:: Instructions for the task ::
Copy the data exactly; pictures stay out of the copy.
━━ Dataset extract
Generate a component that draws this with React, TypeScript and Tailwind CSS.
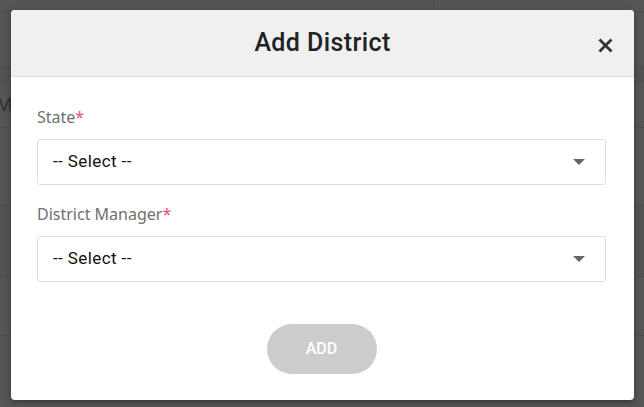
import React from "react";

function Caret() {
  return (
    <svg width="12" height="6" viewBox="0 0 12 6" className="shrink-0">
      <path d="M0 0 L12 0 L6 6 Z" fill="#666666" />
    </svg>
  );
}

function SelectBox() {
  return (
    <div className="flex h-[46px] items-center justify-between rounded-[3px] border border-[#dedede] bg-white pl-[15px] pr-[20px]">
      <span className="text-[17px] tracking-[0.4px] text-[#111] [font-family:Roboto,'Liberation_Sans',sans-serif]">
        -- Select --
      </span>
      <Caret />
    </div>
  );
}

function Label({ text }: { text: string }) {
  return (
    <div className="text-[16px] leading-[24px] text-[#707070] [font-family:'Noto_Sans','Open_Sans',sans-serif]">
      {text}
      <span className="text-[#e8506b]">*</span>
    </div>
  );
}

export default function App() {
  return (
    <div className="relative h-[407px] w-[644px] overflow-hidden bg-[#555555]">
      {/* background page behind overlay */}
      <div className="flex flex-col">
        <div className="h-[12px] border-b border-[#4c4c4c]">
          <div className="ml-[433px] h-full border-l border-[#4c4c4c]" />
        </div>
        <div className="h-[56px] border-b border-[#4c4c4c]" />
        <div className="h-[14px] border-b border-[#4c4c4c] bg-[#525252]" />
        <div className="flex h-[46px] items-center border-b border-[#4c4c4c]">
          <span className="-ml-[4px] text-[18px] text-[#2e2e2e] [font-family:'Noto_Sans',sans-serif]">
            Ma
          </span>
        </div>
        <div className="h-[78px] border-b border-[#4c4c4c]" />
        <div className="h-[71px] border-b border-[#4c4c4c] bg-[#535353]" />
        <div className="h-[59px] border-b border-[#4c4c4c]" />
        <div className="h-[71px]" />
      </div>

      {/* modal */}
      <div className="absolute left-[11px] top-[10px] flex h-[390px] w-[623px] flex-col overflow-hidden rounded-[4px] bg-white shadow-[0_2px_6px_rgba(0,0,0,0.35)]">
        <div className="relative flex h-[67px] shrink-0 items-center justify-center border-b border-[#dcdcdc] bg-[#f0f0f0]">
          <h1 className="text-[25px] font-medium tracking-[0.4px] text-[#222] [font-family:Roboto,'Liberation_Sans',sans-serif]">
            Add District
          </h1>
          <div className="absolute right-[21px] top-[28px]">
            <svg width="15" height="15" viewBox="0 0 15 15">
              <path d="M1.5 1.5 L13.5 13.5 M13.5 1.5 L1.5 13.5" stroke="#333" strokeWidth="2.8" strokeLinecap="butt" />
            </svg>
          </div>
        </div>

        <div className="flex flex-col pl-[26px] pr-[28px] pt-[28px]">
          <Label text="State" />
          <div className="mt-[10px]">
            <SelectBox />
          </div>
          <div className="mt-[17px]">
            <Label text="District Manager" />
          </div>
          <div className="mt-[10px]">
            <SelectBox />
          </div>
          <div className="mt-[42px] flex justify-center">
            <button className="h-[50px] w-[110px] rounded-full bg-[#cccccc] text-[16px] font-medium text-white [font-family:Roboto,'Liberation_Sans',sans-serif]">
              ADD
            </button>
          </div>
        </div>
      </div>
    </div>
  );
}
━━━━
:: Full answer ::
Generate a component that draws this with React, TypeScript and Tailwind CSS.
import React from "react";

function Caret() {
  return (
    <svg width="12" height="6" viewBox="0 0 12 6" className="shrink-0">
      <path d="M0 0 L12 0 L6 6 Z" fill="#666666" />
    </svg>
  );
}

function SelectBox() {
  return (
    <div className="flex h-[46px] items-center justify-between rounded-[3px] border border-[#dedede] bg-white pl-[15px] pr-[20px]">
      <span className="text-[17px] tracking-[0.4px] text-[#111] [font-family:Roboto,'Liberation_Sans',sans-serif]">
        -- Select --
      </span>
      <Caret />
    </div>
  );
}

function Label({ text }: { text: string }) {
  return (
    <div className="text-[16px] leading-[24px] text-[#707070] [font-family:'Noto_Sans','Open_Sans',sans-serif]">
      {text}
      <span className="text-[#e8506b]">*</span>
    </div>
  );
}

export default function App() {
  return (
    <div className="relative h-[407px] w-[644px] overflow-hidden bg-[#555555]">
      {/* background page behind overlay */}
      <div className="flex flex-col">
        <div className="h-[12px] border-b border-[#4c4c4c]">
          <div className="ml-[433px] h-full border-l border-[#4c4c4c]" />
        </div>
        <div className="h-[56px] border-b border-[#4c4c4c]" />
        <div className="h-[14px] border-b border-[#4c4c4c] bg-[#525252]" />
        <div className="flex h-[46px] items-center border-b border-[#4c4c4c]">
          <span className="-ml-[4px] text-[18px] text-[#2e2e2e] [font-family:'Noto_Sans',sans-serif]">
            Ma
          </span>
        </div>
        <div className="h-[78px] border-b border-[#4c4c4c]" />
        <div className="h-[71px] border-b border-[#4c4c4c] bg-[#535353]" />
        <div className="h-[59px] border-b border-[#4c4c4c]" />
        <div className="h-[71px]" />
      </div>

      {/* modal */}
      <div className="absolute left-[11px] top-[10px] flex h-[390px] w-[623px] flex-col overflow-hidden rounded-[4px] bg-white shadow-[0_2px_6px_rgba(0,0,0,0.35)]">
        <div className="relative flex h-[67px] shrink-0 items-center justify-center border-b border-[#dcdcdc] bg-[#f0f0f0]">
          <h1 className="text-[25px] font-medium tracking-[0.4px] text-[#222] [font-family:Roboto,'Liberation_Sans',sans-serif]">
            Add District
          </h1>
          <div className="absolute right-[21px] top-[28px]">
            <svg width="15" height="15" viewBox="0 0 15 15">
              <path d="M1.5 1.5 L13.5 13.5 M13.5 1.5 L1.5 13.5" stroke="#333" strokeWidth="2.8" strokeLinecap="butt" />
            </svg>
          </div>
        </div>

        <div className="flex flex-col pl-[26px] pr-[28px] pt-[28px]">
          <Label text="State" />
          <div className="mt-[10px]">
            <SelectBox />
          </div>
          <div className="mt-[17px]">
            <Label text="District Manager" />
          </div>
          <div className="mt-[10px]">
            <SelectBox />
          </div>
          <div className="mt-[42px] flex justify-center">
            <button className="h-[50px] w-[110px] rounded-full bg-[#cccccc] text-[16px] font-medium text-white [font-family:Roboto,'Liberation_Sans',sans-serif]">
              ADD
            </button>
          </div>
        </div>
      </div>
    </div>
  );
}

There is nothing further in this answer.